Write each line of the material exactly as given, from the top through the line that contains "export default App;", and omit all pictures.

— START OF MATERIAL PROVIDED —

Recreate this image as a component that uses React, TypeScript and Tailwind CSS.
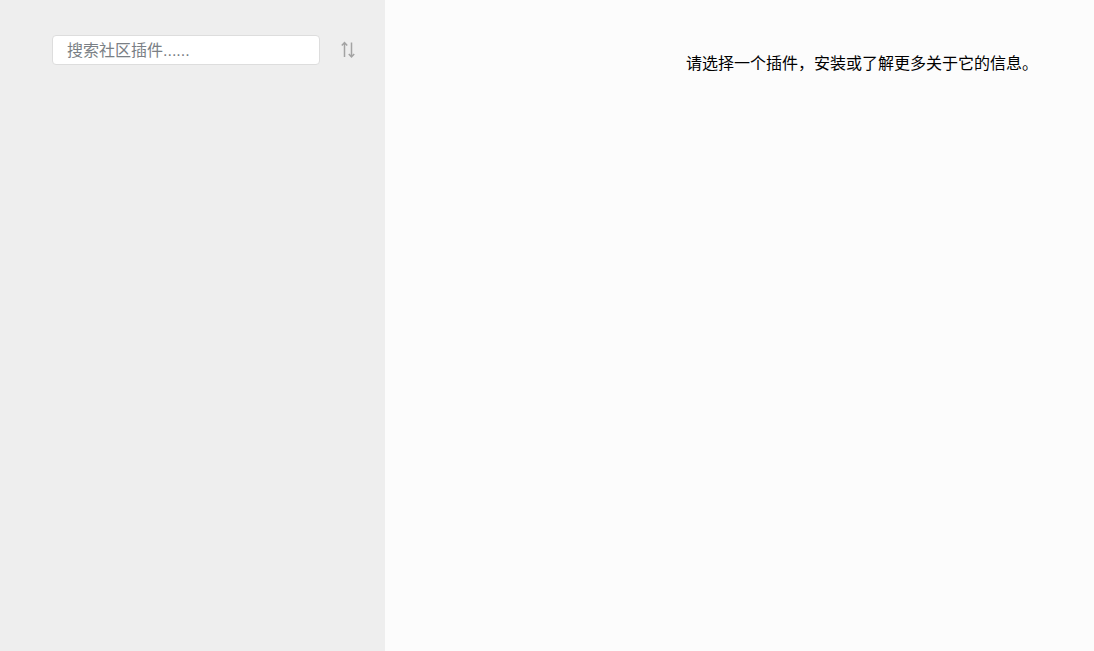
import React from "react";

const App: React.FC = () => {
  return (
    <div className="flex h-[651px] w-full overflow-hidden font-['Liberation_Sans','Noto_Sans_CJK_SC',sans-serif] text-[16px]">
      {/* Sidebar */}
      <div className="w-[385px] shrink-0 bg-[#eeeeee] pt-[35px] pl-[52px]">
        <div className="flex items-center">
          <input
            type="text"
            placeholder="搜索社区插件......"
            className="h-[30px] w-[268px] rounded-[4px] border border-[#dddddd] bg-white pt-[2px] pr-[14px] pl-[14px] text-[16px] outline-none placeholder:text-[#7a7f85]"
          />
          <button className="ml-[19px] flex h-[30px] w-[18px] items-center justify-center text-[#a3a3a3]">
            <svg
              width="18"
              height="18"
              viewBox="0 0 18 18"
              fill="none"
              stroke="currentColor"
              strokeWidth="1.5"
            >
              <path d="M5.5 16V1.5M2.8 4.5L5.5 1.5L8.2 4.5" />
              <path d="M12.5 1.5V16M9.8 13L12.5 16L15.2 13" />
            </svg>
          </button>
        </div>
      </div>

      {/* Details */}
      <div className="flex-1 bg-[#fcfcfc] pt-[53px] pr-[56px] text-right text-black">
        <p className="leading-[22px]">请选择一个插件，安装或了解更多关于它的信息。</p>
      </div>
    </div>
  );
};

export default App;
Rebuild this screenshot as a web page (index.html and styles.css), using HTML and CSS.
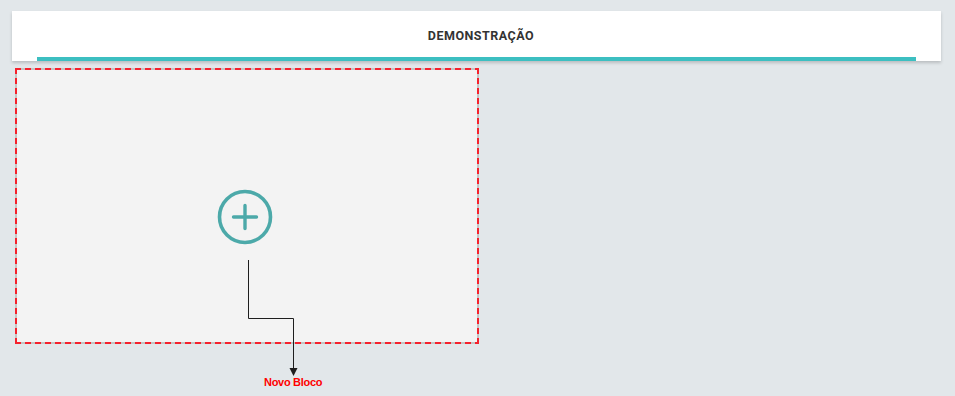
FILE: index.html
```html
<!DOCTYPE html>
<html lang="pt">
<head>
<meta charset="utf-8">
<title>Demonstração</title>
<link rel="stylesheet" href="styles.css">
</head>
<body>
<div class="page">
  <header class="header">
    <div class="header-title">DEMONSTRAÇÃO</div>
    <div class="header-bar"></div>
  </header>
  <main class="canvas">
    <section class="block">
      <button class="add-btn" type="button" aria-label="Adicionar bloco">
        <svg width="58" height="58" viewBox="0 0 58 58">
          <circle cx="29" cy="29" r="25.5" fill="none" stroke="#4ca9a9" stroke-width="3.6"/>
          <path d="M17.5 29 H40.5 M29 17.5 V40.5" stroke="#4ca9a9" stroke-width="3.4" stroke-linecap="round" fill="none"/>
        </svg>
      </button>
    </section>
  </main>
  <svg class="annotation" width="955" height="396" viewBox="0 0 955 396">
    <path d="M248.5 260 V318.5 H293.5 V369" fill="none" stroke="#1e1e1e" stroke-width="1"/>
    <polygon points="289.5,368 297.5,368 293.5,376" fill="#1e1e1e"/>
  </svg>
  <div class="annotation-label">Novo Bloco</div>
</div>
</body>
</html>
```
FILE: styles.css
```css
html, body {
  margin: 0;
  padding: 0;
}
body {
  background: #e2e7ea;
  font-family: Roboto, "Liberation Sans", sans-serif;
  width: 955px;
  height: 396px;
  overflow: hidden;
}
.page {
  position: relative;
  padding: 11px 14px 0 12px;
  height: 396px;
  box-sizing: border-box;
}
.header {
  background: #ffffff;
  height: 50px;
  display: flex;
  flex-direction: column;
  box-shadow: 0 2px 3px rgba(0, 0, 0, 0.18);
}
.header-title {
  flex: 1;
  display: flex;
  align-items: center;
  justify-content: center;
  padding: 3px 0 0 9px;
  font-size: 12.5px;
  font-weight: 700;
  letter-spacing: 0.5px;
  color: #333333;
}
.header-bar {
  height: 4px;
  margin: 0 25px;
  background: #3cbfc1;
}
.canvas {
  margin-top: 7px;
  padding-left: 3px;
}
.block {
  width: 464px;
  height: 276px;
  box-sizing: border-box;
  border: 2px solid transparent;
  background:
    repeating-linear-gradient(90deg, #f5222d 0 6px, #c4c4c4 6px 10px) left top / 100% 2px no-repeat border-box,
    repeating-linear-gradient(90deg, #f5222d 0 6px, #c4c4c4 6px 10px) left bottom / 100% 2px no-repeat border-box,
    repeating-linear-gradient(180deg, #f5222d 0 6px, #c4c4c4 6px 10px) left top / 2px 100% no-repeat border-box,
    repeating-linear-gradient(180deg, #f5222d 0 6px, #c4c4c4 6px 10px) right top / 2px 100% no-repeat border-box,
    linear-gradient(#f3f3f3, #f3f3f3) padding-box;
  display: flex;
  align-items: center;
  justify-content: center;
  padding: 22px 5px 0 0;
}
.add-btn {
  background: none;
  border: 0;
  padding: 0;
  width: 58px;
  height: 58px;
  cursor: pointer;
  display: block;
}
.add-btn svg {
  display: block;
}
.annotation {
  position: absolute;
  left: 0;
  top: 0;
  pointer-events: none;
}
.annotation-label {
  position: absolute;
  left: 264px;
  top: 376px;
  font-family: "Liberation Sans", Arial, sans-serif;
  font-size: 11px;
  font-weight: 700;
  letter-spacing: -0.3px;
  color: #ff0000;
}
```
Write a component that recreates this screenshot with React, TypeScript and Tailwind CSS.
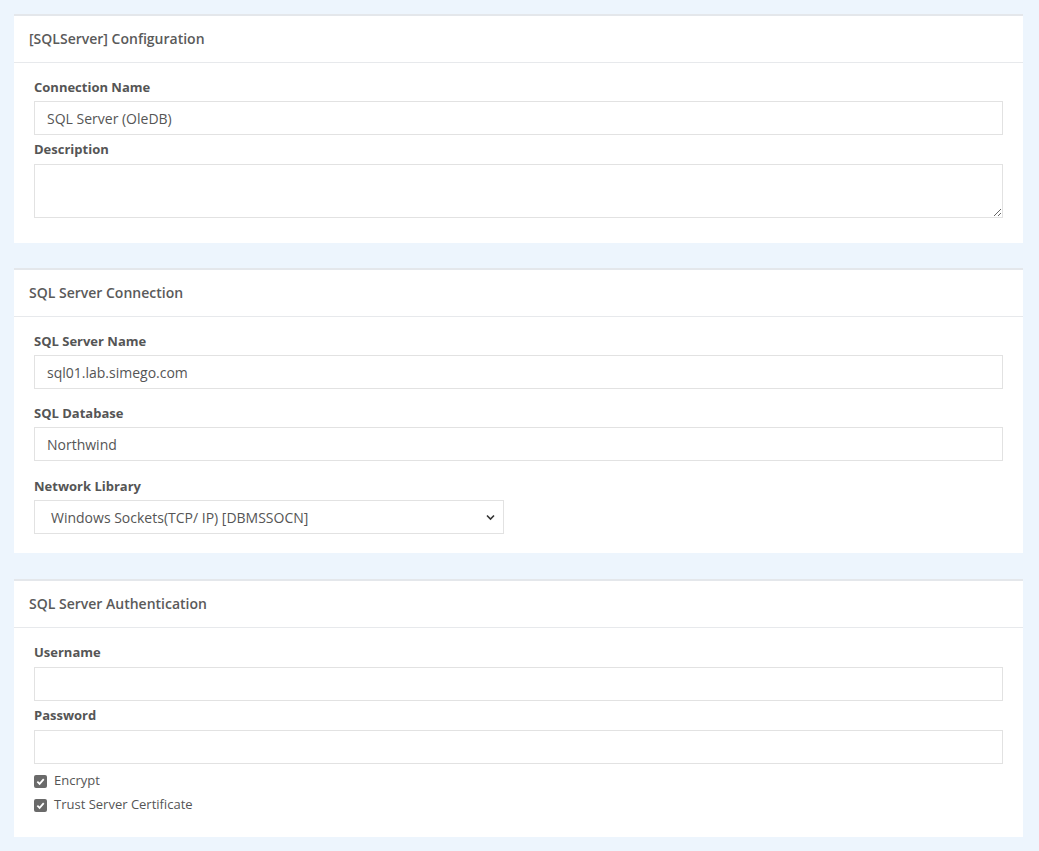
import React from "react";

function Card({ title, children, pb = "pb-5", mt = "" }: { title: string; children: React.ReactNode; pb?: string; mt?: string }) {
  return (
    <div className={`bg-white border-t-2 border-[#e4e7eb] ${mt}`}>
      <div className="h-[47px] flex items-center pb-[2px] px-[15px] border-b border-[#e7e9ec] text-[14px] font-semibold text-[#5a5a5a]">
        {title}
      </div>
      <div className={`flex flex-col px-5 pt-[15px] ${pb}`}>{children}</div>
    </div>
  );
}

function Label({ children }: { children: React.ReactNode }) {
  return <div className="text-[13px] leading-[18px] font-bold text-[#555] mb-[5px]">{children}</div>;
}

function Input({ value = "" }: { value?: string }) {
  return (
    <input
      readOnly
      value={value}
      className="block w-full h-[34px] border border-[#e2e2e2] px-3 text-[14px] text-[#555] outline-none bg-white"
    />
  );
}

function Check({ label }: { label: string }) {
  return (
    <label className="flex items-center gap-[7px] h-[24px] text-[13px] text-[#555]">
      <span className="w-[13px] h-[13px] rounded-[2px] bg-[#6a6a6a] flex items-center justify-center">
        <svg width="9" height="9" viewBox="0 0 10 10">
          <path d="M1.5 5.2 L4 7.6 L8.6 2.4" stroke="white" strokeWidth="2" fill="none" />
        </svg>
      </span>
      {label}
    </label>
  );
}

export default function App() {
  return (
    <div
      className="min-h-[851px] bg-[#edf5fd] pl-[14px] pr-[16px] pt-[14px] pb-[14px] flex flex-col"
      style={{ fontFamily: '"Open Sans", sans-serif' }}
    >
      <Card title="[SQLServer] Configuration" pb="pb-[20px]">
        <Label>Connection Name</Label>
        <Input value="SQL Server (OleDB)" />
        <div className="mt-[5px]">
          <Label>Description</Label>
        </div>
        <textarea
          readOnly
          className="block w-full h-[54px] mt-[1px] border border-[#e2e2e2] px-3 py-1 text-[14px] text-[#555] outline-none"
        />
        <div className="h-[5px]" />
      </Card>
      <Card title="SQL Server Connection" pb="pb-[19px]" mt="mt-[25px]">
        <Label>SQL Server Name</Label>
        <Input value="sql01.lab.simego.com" />
        <div className="mt-[15px]">
          <Label>SQL Database</Label>
        </div>
        <Input value="Northwind" />
        <div className="mt-[16px]">
          <Label>Network Library</Label>
        </div>
        <div className="relative w-[470px] h-[34px] border border-[#e2e2e2] flex items-center pl-4 text-[14px] text-[#555]">
          Windows Sockets(TCP/ IP) [DBMSSOCN]
          <svg className="absolute right-[8px] top-[13px]" width="9" height="7" viewBox="0 0 9 7">
            <path d="M1 1.5 L4.5 5 L8 1.5" stroke="#333" strokeWidth="1.6" fill="none" />
          </svg>
        </div>
      </Card>
      <Card title="SQL Server Authentication" pb="pb-[20px]" mt="mt-[26px]">
        <Label>Username</Label>
        <div className="mt-[1px]">
          <Input />
        </div>
        <div className="mt-[5px]">
          <Label>Password</Label>
        </div>
        <div className="mt-[1px]">
          <Input />
        </div>
        <div className="mt-[5px]">
          <Check label="Encrypt" />
          <Check label="Trust Server Certificate" />
        </div>
      </Card>
    </div>
  );
}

— END OF MATERIAL PROVIDED —

→ **CORRECT ANSWER**:
Recreate this image as a component that uses React, TypeScript and Tailwind CSS.
import React from "react";

const App: React.FC = () => {
  return (
    <div className="flex h-[651px] w-full overflow-hidden font-['Liberation_Sans','Noto_Sans_CJK_SC',sans-serif] text-[16px]">
      {/* Sidebar */}
      <div className="w-[385px] shrink-0 bg-[#eeeeee] pt-[35px] pl-[52px]">
        <div className="flex items-center">
          <input
            type="text"
            placeholder="搜索社区插件......"
            className="h-[30px] w-[268px] rounded-[4px] border border-[#dddddd] bg-white pt-[2px] pr-[14px] pl-[14px] text-[16px] outline-none placeholder:text-[#7a7f85]"
          />
          <button className="ml-[19px] flex h-[30px] w-[18px] items-center justify-center text-[#a3a3a3]">
            <svg
              width="18"
              height="18"
              viewBox="0 0 18 18"
              fill="none"
              stroke="currentColor"
              strokeWidth="1.5"
            >
              <path d="M5.5 16V1.5M2.8 4.5L5.5 1.5L8.2 4.5" />
              <path d="M12.5 1.5V16M9.8 13L12.5 16L15.2 13" />
            </svg>
          </button>
        </div>
      </div>

      {/* Details */}
      <div className="flex-1 bg-[#fcfcfc] pt-[53px] pr-[56px] text-right text-black">
        <p className="leading-[22px]">请选择一个插件，安装或了解更多关于它的信息。</p>
      </div>
    </div>
  );
};

export default App;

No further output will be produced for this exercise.